As much as Wilhelm was willing to help, he was not interested in backing off of his vacation purely because the French government and French media had gotten butthurt over what he considered to be a non-issue. At the same time, he was not interested in keeping the candidacy alive, either, despite Bismarck's pleas to stand firm. Instead, he wired the Prussian embassy in Paris directly, ordering the Prussian ambassador to personally convince Napoléon of his desire for peace; at the same time, he nudged Leopold's father, Prince Carl Albrecht von Hohenzollern-Sigmaringen, into withdrawing the candidacy himself, to make it seem like less of an issue between states and more of a family affair. On 12 July, Carl Albrecht officially terminated his son's candidacy.

Bismarck was on his way back from his own vacation when he stopped off in Berlin and read through the dispatches surrounding the end of the candidacy. He immediately went into spin control mode, by taking personal charge of the narrative to establish a proper first impression. He broke the news to the Berlin press himself, and contacted Prince A. M. Gorchakov, the Russian foreign minister (who was coincidentally passing through Berlin at the time) to make it seem like a Prussian initiative. At the same time, he ordered the Prussian ambassador to France to get an official explanation of recent French conduct, which appeared like trumping up a war scare and violating the privacy of the King of Prussia purely to gain a cheap prestige victory.

Gramont indeed thought that he had secured a victory when he presented the renunciation to the corps législatif on 13 July, but instead he was met with a barrage of questions and declarations to the effect that it was all "too little, too late". He was already half convinced of that himself, so with the help of Empress Eugénie he set to work on convincing Napoléon to authorize an even more aggressive stance. The instructions that Napoléon ended up approving ordered Benedetti to return to Ems and obtain a guarantee from Wilhelm that he would never again permit a Hohenzollern to seek the throne of Spain.

Benedetti was unable to secure this guarantee. Wilhelm was no one's fool, and knew that Gramont's hand had been pushed to the limit; the only reason for him to give the guarantee was to assuage the frothing nationalism of France's government. He also felt that he had more than done his share of preventing war. When Benedetti confronted him in the Ems Kurgarten, he refused to grant Benedetti an audience on the matter but told him to conduct any further discussions through Bismarck; after Benedetti pressed him again, the King, standing at some distance, had his adjutant dismiss him, and departed when a public scene appeared to be in the making.

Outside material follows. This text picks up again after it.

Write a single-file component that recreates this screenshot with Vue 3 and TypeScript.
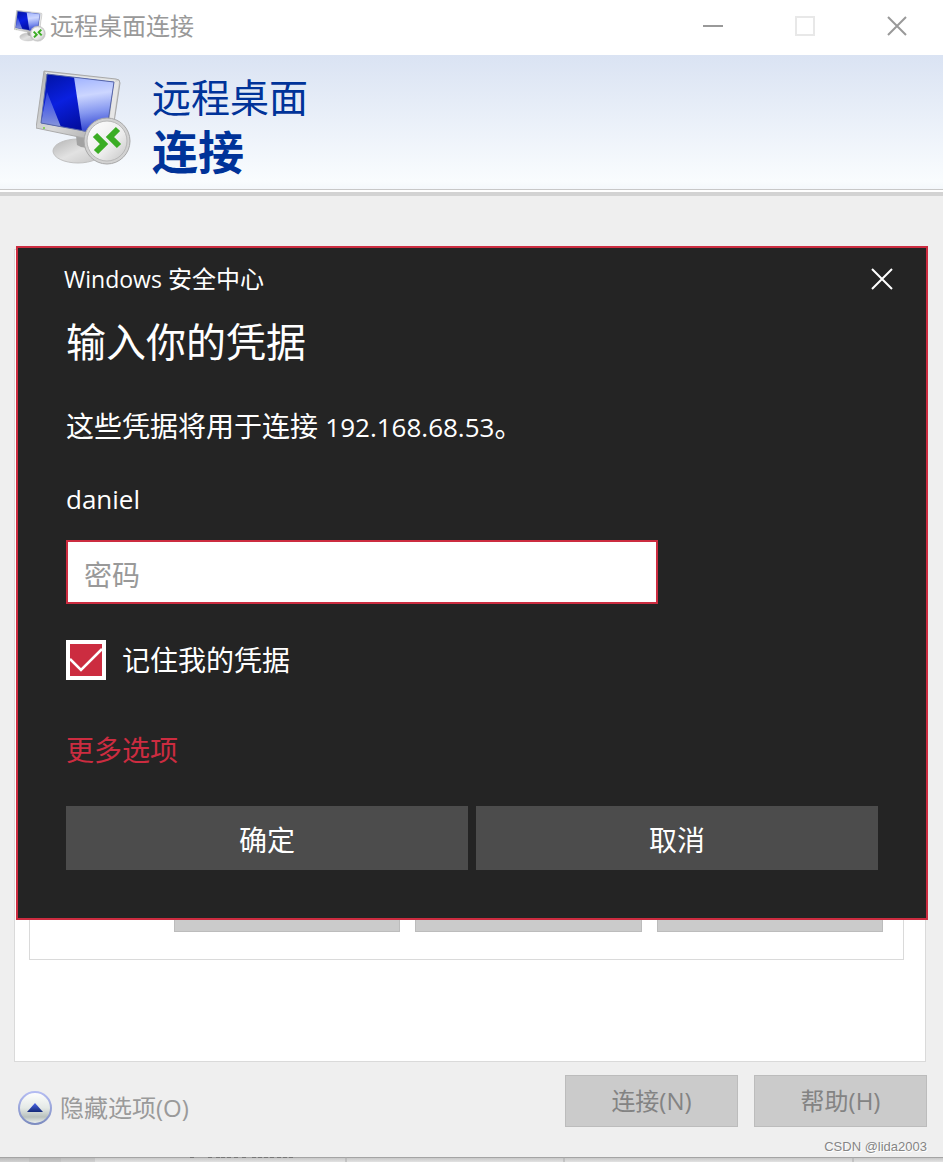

The King dictated an account of the meeting to his secretary, who wired it to Bismarck. The account made the incident seem slightly more confrontational than it actually was - which was still more confrontational than the etiquette of the time would have been comfortable with, at least on Benedetti's part - and Bismarck promptly redacted parts of the telegram to make it seem even more confrontational before presenting it to the press. Demonstrations erupted in front of the French embassy in Berlin, and when the so-called Ems Dispatch was translated and printed in France it caused a similar outcry. What apparently made the whole thing so insulting to the French was that Wilhelm's adjutant, his personal aide-de-camp, was translated as an NCO, so it appeared that the King was using a common soldier to push away the representative of the French people. When Benedetti's version of the meeting came in, it was clear that this hadn't been the case, but the Paris press had already published the first version, and of course it came out on Bastille Day for extra spice.

Ollivier, Gramont, and the Emperor knew that there had been no insult to France. But the Paris public and the corps législatif either did not know or did not care, and the Prussians had resisted giving that guarantee anyway. Ollivier was convinced that nothing but a declaration of war would succeed with the elected representatives of the people; he convinced Napoléon that to back down now would be an admission that the Liberal Empire was a sham. Furthermore, the War Minister, Edmund Leboeuf, projected confidence. Whether he actually said that the army was ready "down to the last gaiter-button" or not is incidental to the point. He was the only person in Paris who seemed like he had a plan, so the cabinet approved mobilization, and the next day successfully secured war credits from the corps législatif.

Fundamentally, the war broke out because of a crisis of leadership and confidence at the top of the French Empire that led to the imperial government escalating a run-of-the-mill diplomatic crisis into war. For several decades, it was fashionable to blame the war on Bismarck, apparently because he deliberately provoked the French into war. This explanation falls flat fairly easily. Bismarck was not necessarily opposed to war, but at each stage of the crisis it was structured so that the French government was the side that escalated things. War was certainly a plausible outcome, but one that relied on the French government acting like infants; an alternative outcome of the crisis was some sort of horse-trading over Spain. Even less credible are the claims that public opinion, on either side, forced the governments into a crisis. In fact, in both Berlin and Paris, the situation was a strange mix, with some nationalists accounting for a small number of demonstrations and the vast majority of the people apathetic. The French weren't even concerned enough to alert the city prefects to keep order; the Paris press didn't even manage to speak with one voice on the topic. Furthermore, even the demonstrations that did happen, happened in response to government initiatives. Even Ollivier's claim that he could not get anything but a declaration of war through the assembly is suspect - not that he was lying, but that he may very well have simply been wrong.
 
What a mess.
 
What a mess.

:yup: Lots of that in international politics. Thanks for the explanation.

On Alsace and Lorraine, what were the ethnic makeups of the people there at the time? Were they more German or more French? Also, I read that part of the war was so one sided because the Germans had much better arms than the French. But doesn't seem like that could be the whole of it. Why was the outcome so one sided?